* _STATED TASK_: Each record below should be output verbatim, without pictures.

* _RECORDS TO PROCESS_:
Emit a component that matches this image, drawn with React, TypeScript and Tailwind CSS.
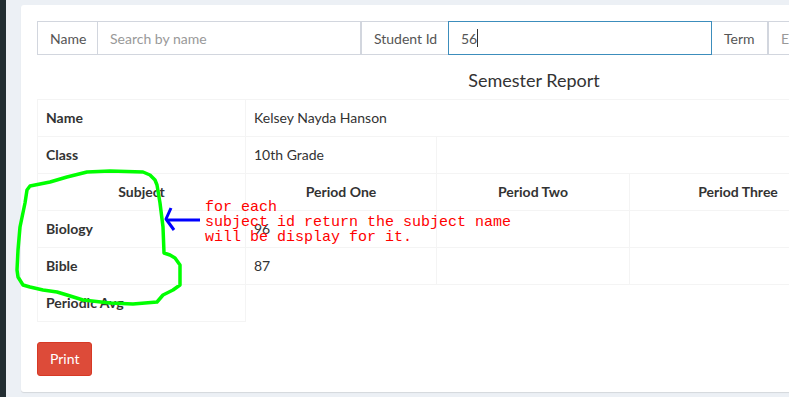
import React from "react";

const cell = "border border-[#f4f4f4] px-2 py-2 leading-[20px] text-[14px] text-[#333] align-top";

export default function App() {
  return (
    <div
      className="relative flex w-[789px] h-[397px] overflow-hidden bg-[#ecf0f5]"
      style={{ fontFamily: "Lato, 'Open Sans', sans-serif" }}
    >
      <div className="w-[6px] shrink-0 bg-[#222d32]" />
      <div className="shrink-0 pl-[15px] pt-[5px]">
        <div className="w-[1026px] h-[387px] rounded-[3px] bg-white shadow-[0_1px_1px_rgba(0,0,0,0.1)] p-4">
          {/* search bar */}
          <div className="flex h-[34px] text-[14px] text-[#555]">
            <div className="w-[61px] border border-[#d2d6de] px-3 flex items-center">Name</div>
            <div className="w-[263px] border-y border-r border-[#d2d6de] px-3 flex items-center text-[#999]">
              Search by name
            </div>
            <div className="w-[87px] border-y border-l border-[#d2d6de] px-3 flex items-center whitespace-nowrap">
              Student Id
            </div>
            <div className="w-[264px] border border-[#3c8dbc] px-3 flex items-center">
              56<span className="inline-block w-px h-[18px] bg-[#333]" />
            </div>
            <div className="w-[56px] border-y border-r border-[#d2d6de] px-3 flex items-center">Term</div>
            <div className="w-[263px] border border-[#d2d6de] px-3 flex items-center text-[#999]">
              Enter term
            </div>
          </div>

          <div className="h-[44px] pt-[15px] text-center text-[18px] leading-[20px] text-[#333]">
            Semester Report
          </div>

          <table className="table-fixed w-[994px] border-collapse">
            <colgroup>
              <col className="w-[208px]" />
              <col className="w-[191px]" />
              <col className="w-[193px]" />
              <col className="w-[217px]" />
              <col className="w-[185px]" />
            </colgroup>
            <tbody>
              <tr>
                <td className={`${cell} font-bold`}>Name</td>
                <td className={cell} colSpan={4}>Kelsey Nayda Hanson</td>
              </tr>
              <tr>
                <td className={`${cell} font-bold`}>Class</td>
                <td className={cell}>10th Grade</td>
                <td className={cell} colSpan={3}></td>
              </tr>
              <tr>
                <th className={`${cell} font-bold text-center`}>Subject</th>
                <th className={`${cell} font-bold text-center`}>Period One</th>
                <th className={`${cell} font-bold text-center`}>Period Two</th>
                <th className={`${cell} font-bold text-center`}>Period Three</th>
                <th className={`${cell} font-bold text-center`}>Semester Exam</th>
              </tr>
              <tr>
                <td className={`${cell} font-bold`}>Biology</td>
                <td className={cell}>96</td>
                <td className={cell}></td>
                <td className={cell}></td>
                <td className={cell}></td>
              </tr>
              <tr>
                <td className={`${cell} font-bold`}>Bible</td>
                <td className={cell}>87</td>
                <td className={cell}></td>
                <td className={cell}></td>
                <td className={cell}></td>
              </tr>
              <tr>
                <td className={`${cell} font-bold`}>Periodic Avg</td>
              </tr>
            </tbody>
          </table>

          <button className="mt-[20px] h-[34px] px-3 rounded-[3px] bg-[#dd4b39] border border-[#d73925] text-white text-[14px] leading-[20px]">
            Print
          </button>
        </div>
      </div>

      {/* annotations */}
      <svg className="absolute left-0 top-0 pointer-events-none" width="789" height="397" viewBox="0 0 789 397">
        <path
          d="M27,190 L30,186 L50,182 L67,177 L87,172 L110,171 L143,172 L150,175 L155,180 L157,185 L160,203 L163,227 L164,253 L170,255 L175,258 L180,265 L180,285 L173,290 L163,295 L157,302 L133,304 L110,303 L83,300 L67,295 L57,292 L43,290 L30,287 L23,285 L18,277 L17,270 L18,250 L20,227 L25,203 Z"
          fill="none"
          stroke="#00ff00"
          strokeWidth="3.5"
          strokeLinejoin="round"
          strokeLinecap="round"
        />
        <path d="M166,220 L200,220" stroke="#0000ff" strokeWidth="3" fill="none" />
        <path d="M171,208 L166,219 L174,230" stroke="#0000ff" strokeWidth="3" fill="none" strokeLinejoin="round" />
      </svg>
      <div
        className="absolute left-[205px] top-[200px] whitespace-pre text-[15px] leading-[15px] text-[#ff0000] pointer-events-none"
        style={{ fontFamily: "'Liberation Mono', monospace" }}
      >
        {"for each\nsubject id return the subject name\nwill be display for it."}
      </div>
    </div>
  );
}
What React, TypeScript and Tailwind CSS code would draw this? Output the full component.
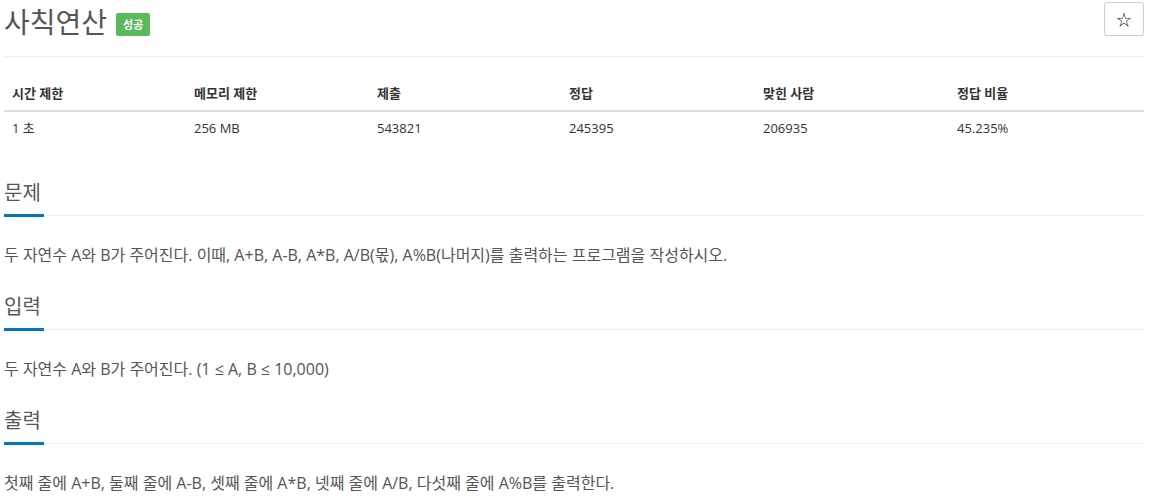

* _EXERCISE OUTPUT_:
Emit a component that matches this image, drawn with React, TypeScript and Tailwind CSS.
import React from "react";

const cell = "border border-[#f4f4f4] px-2 py-2 leading-[20px] text-[14px] text-[#333] align-top";

export default function App() {
  return (
    <div
      className="relative flex w-[789px] h-[397px] overflow-hidden bg-[#ecf0f5]"
      style={{ fontFamily: "Lato, 'Open Sans', sans-serif" }}
    >
      <div className="w-[6px] shrink-0 bg-[#222d32]" />
      <div className="shrink-0 pl-[15px] pt-[5px]">
        <div className="w-[1026px] h-[387px] rounded-[3px] bg-white shadow-[0_1px_1px_rgba(0,0,0,0.1)] p-4">
          {/* search bar */}
          <div className="flex h-[34px] text-[14px] text-[#555]">
            <div className="w-[61px] border border-[#d2d6de] px-3 flex items-center">Name</div>
            <div className="w-[263px] border-y border-r border-[#d2d6de] px-3 flex items-center text-[#999]">
              Search by name
            </div>
            <div className="w-[87px] border-y border-l border-[#d2d6de] px-3 flex items-center whitespace-nowrap">
              Student Id
            </div>
            <div className="w-[264px] border border-[#3c8dbc] px-3 flex items-center">
              56<span className="inline-block w-px h-[18px] bg-[#333]" />
            </div>
            <div className="w-[56px] border-y border-r border-[#d2d6de] px-3 flex items-center">Term</div>
            <div className="w-[263px] border border-[#d2d6de] px-3 flex items-center text-[#999]">
              Enter term
            </div>
          </div>

          <div className="h-[44px] pt-[15px] text-center text-[18px] leading-[20px] text-[#333]">
            Semester Report
          </div>

          <table className="table-fixed w-[994px] border-collapse">
            <colgroup>
              <col className="w-[208px]" />
              <col className="w-[191px]" />
              <col className="w-[193px]" />
              <col className="w-[217px]" />
              <col className="w-[185px]" />
            </colgroup>
            <tbody>
              <tr>
                <td className={`${cell} font-bold`}>Name</td>
                <td className={cell} colSpan={4}>Kelsey Nayda Hanson</td>
              </tr>
              <tr>
                <td className={`${cell} font-bold`}>Class</td>
                <td className={cell}>10th Grade</td>
                <td className={cell} colSpan={3}></td>
              </tr>
              <tr>
                <th className={`${cell} font-bold text-center`}>Subject</th>
                <th className={`${cell} font-bold text-center`}>Period One</th>
                <th className={`${cell} font-bold text-center`}>Period Two</th>
                <th className={`${cell} font-bold text-center`}>Period Three</th>
                <th className={`${cell} font-bold text-center`}>Semester Exam</th>
              </tr>
              <tr>
                <td className={`${cell} font-bold`}>Biology</td>
                <td className={cell}>96</td>
                <td className={cell}></td>
                <td className={cell}></td>
                <td className={cell}></td>
              </tr>
              <tr>
                <td className={`${cell} font-bold`}>Bible</td>
                <td className={cell}>87</td>
                <td className={cell}></td>
                <td className={cell}></td>
                <td className={cell}></td>
              </tr>
              <tr>
                <td className={`${cell} font-bold`}>Periodic Avg</td>
              </tr>
            </tbody>
          </table>

          <button className="mt-[20px] h-[34px] px-3 rounded-[3px] bg-[#dd4b39] border border-[#d73925] text-white text-[14px] leading-[20px]">
            Print
          </button>
        </div>
      </div>

      {/* annotations */}
      <svg className="absolute left-0 top-0 pointer-events-none" width="789" height="397" viewBox="0 0 789 397">
        <path
          d="M27,190 L30,186 L50,182 L67,177 L87,172 L110,171 L143,172 L150,175 L155,180 L157,185 L160,203 L163,227 L164,253 L170,255 L175,258 L180,265 L180,285 L173,290 L163,295 L157,302 L133,304 L110,303 L83,300 L67,295 L57,292 L43,290 L30,287 L23,285 L18,277 L17,270 L18,250 L20,227 L25,203 Z"
          fill="none"
          stroke="#00ff00"
          strokeWidth="3.5"
          strokeLinejoin="round"
          strokeLinecap="round"
        />
        <path d="M166,220 L200,220" stroke="#0000ff" strokeWidth="3" fill="none" />
        <path d="M171,208 L166,219 L174,230" stroke="#0000ff" strokeWidth="3" fill="none" strokeLinejoin="round" />
      </svg>
      <div
        className="absolute left-[205px] top-[200px] whitespace-pre text-[15px] leading-[15px] text-[#ff0000] pointer-events-none"
        style={{ fontFamily: "'Liberation Mono', monospace" }}
      >
        {"for each\nsubject id return the subject name\nwill be display for it."}
      </div>
    </div>
  );
}
What React, TypeScript and Tailwind CSS code would draw this? Output the full component.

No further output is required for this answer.